Configuring the key generation for the first pass - 7.0

Data matching

author
Talend Documentation Team
EnrichVersion
7.0
EnrichProdName
Talend Big Data Platform
Talend Data Fabric
Talend Data Management Platform
Talend Data Services Platform
Talend MDM Platform
Talend Real-Time Big Data Platform
task
Data Governance > Third-party systems > Data Quality components > Matching components > Data matching components
Data Quality and Preparation > Third-party systems > Data Quality components > Matching components > Data matching components
Design and Development > Third-party systems > Data Quality components > Matching components > Data matching components
EnrichPlatform
Talend Studio

Procedure

  1. Double-click the first tGenKey to open the Component view.
  2. Click and import blocking keys from match rules created and tested in the Profiling perspective of Talend Studio and use them in your Job. Otherwise, define the blocking key parameters as described in the below steps.
  3. Under the Algorithm table, click the [+] button to add two rows in the table.
  4. In the column column, click the newly added row and select from the list the column you want to process using an algorithm. In this example, select lname.
  5. Do the same on the second row to select postal_code.
  6. In the pre-algorithm column, click the newly added row and select from the list the pre-algorithm you want to apply to the corresponding column.
    In this example, select remove diacritical marks and convert to upper case to remove any diacritical mark and converts the fields of the lname column to upper case.
    This conversion does not change your raw data.
  7. In the algorithm column, click the newly added row and select from the list the algorithm you want to apply to the corresponding column.
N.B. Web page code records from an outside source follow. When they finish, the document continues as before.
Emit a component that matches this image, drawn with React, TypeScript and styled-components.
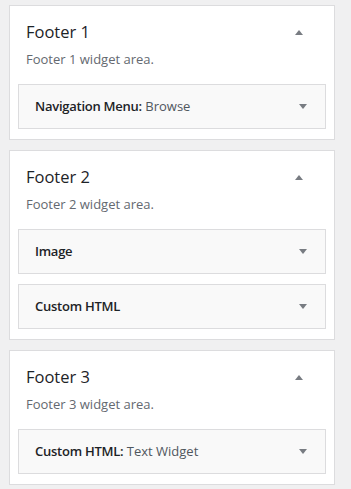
import React from "react";
import styled, { createGlobalStyle } from "styled-components";

const GlobalStyle = createGlobalStyle`
  html, body {
    margin: 0;
    padding: 0;
    background: #f0f0f1;
    font-family: "Open Sans", "Noto Sans", sans-serif;
  }
`;

const Page = styled.div`
  padding: 5px 0 6px 9px;
  display: flex;
  flex-direction: column;
  gap: 10px;
`;

const Panel = styled.section`
  width: 326px;
  box-sizing: border-box;
  background: #fff;
  border: 1px solid #dcdcde;
  padding: 16px 8px 10px;
`;

const Header = styled.div`
  display: flex;
  align-items: center;
  justify-content: space-between;
  padding: 0 23px 0 8px;
`;

const Title = styled.h3`
  margin: 0;
  font-size: 16.5px;
  line-height: 20px;
  font-weight: 400;
  color: #1d2327;
`;

const Description = styled.p`
  margin: 8px 0 16px 8px;
  font-size: 13px;
  line-height: 18px;
  color: #646970;
`;

const WidgetList = styled.div`
  display: flex;
  flex-direction: column;
  gap: 10px;
`;

const Widget = styled.div`
  display: flex;
  align-items: center;
  justify-content: space-between;
  background: #f9f9f9;
  border: 1px solid #dcdcde;
  padding: 12px 18px 13px 16px;
  font-size: 13px;
  line-height: 18px;
`;

const WidgetName = styled.span`
  font-weight: 600;
  letter-spacing: -0.25px;
  color: #1d2327;
`;

const WidgetSubtitle = styled.span`
  color: #50575e;
`;

const Arrow = styled.span<{ $up?: boolean }>`
  width: 0;
  height: 0;
  border-left: 4px solid transparent;
  border-right: 4px solid transparent;
  ${(p) =>
    p.$up
      ? "border-bottom: 5px solid #787c82;"
      : "border-top: 5px solid #787c82;"}
`;

type WidgetItem = { name: string; sub?: string };

const areas: { title: string; widgets: WidgetItem[] }[] = [
  { title: "Footer 1", widgets: [{ name: "Navigation Menu", sub: "Browse" }] },
  { title: "Footer 2", widgets: [{ name: "Image" }, { name: "Custom HTML" }] },
  { title: "Footer 3", widgets: [{ name: "Custom HTML", sub: "Text Widget" }] },
];

export default function App() {
  return (
    <>
      <GlobalStyle />
      <Page>
        {areas.map((area) => (
          <Panel key={area.title}>
            <Header>
              <Title>{area.title}</Title>
              <Arrow $up />
            </Header>
            <Description>{area.title} widget area.</Description>
            <WidgetList>
              {area.widgets.map((w) => (
                <Widget key={w.name}>
                  <span>
                    <WidgetName>
                      {w.name}
                      {w.sub ? ":" : ""}
                    </WidgetName>
                    {w.sub && <WidgetSubtitle> {w.sub}</WidgetSubtitle>}
                  </span>
                  <Arrow />
                </Widget>
              ))}
            </WidgetList>
          </Panel>
        ))}
      </Page>
    </>
  );
}
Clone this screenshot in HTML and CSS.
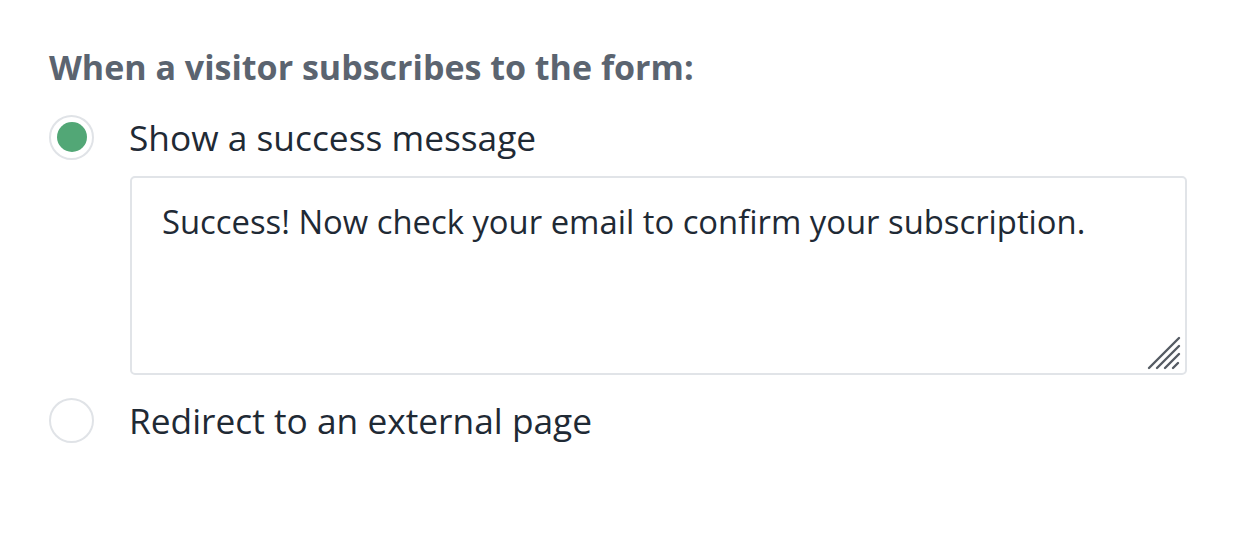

In this example, select N first characters of each word.
    If you select the Show help check box, you can display instructions on how to set algorithms/options parameters.
  8. Do the same for the second row on the algorithm column to select first N characters of the string.
  9. Click in the Value column next to the algorithm column and enter the value for the selected algorithm, when needed.
    In this scenario, enter 1 for both rows. The first letter of each field in the corresponding columns will be used to generate the key.
    Make sure to set a value for the algorithm which need one, otherwise you may have a compilation error when you run the Job.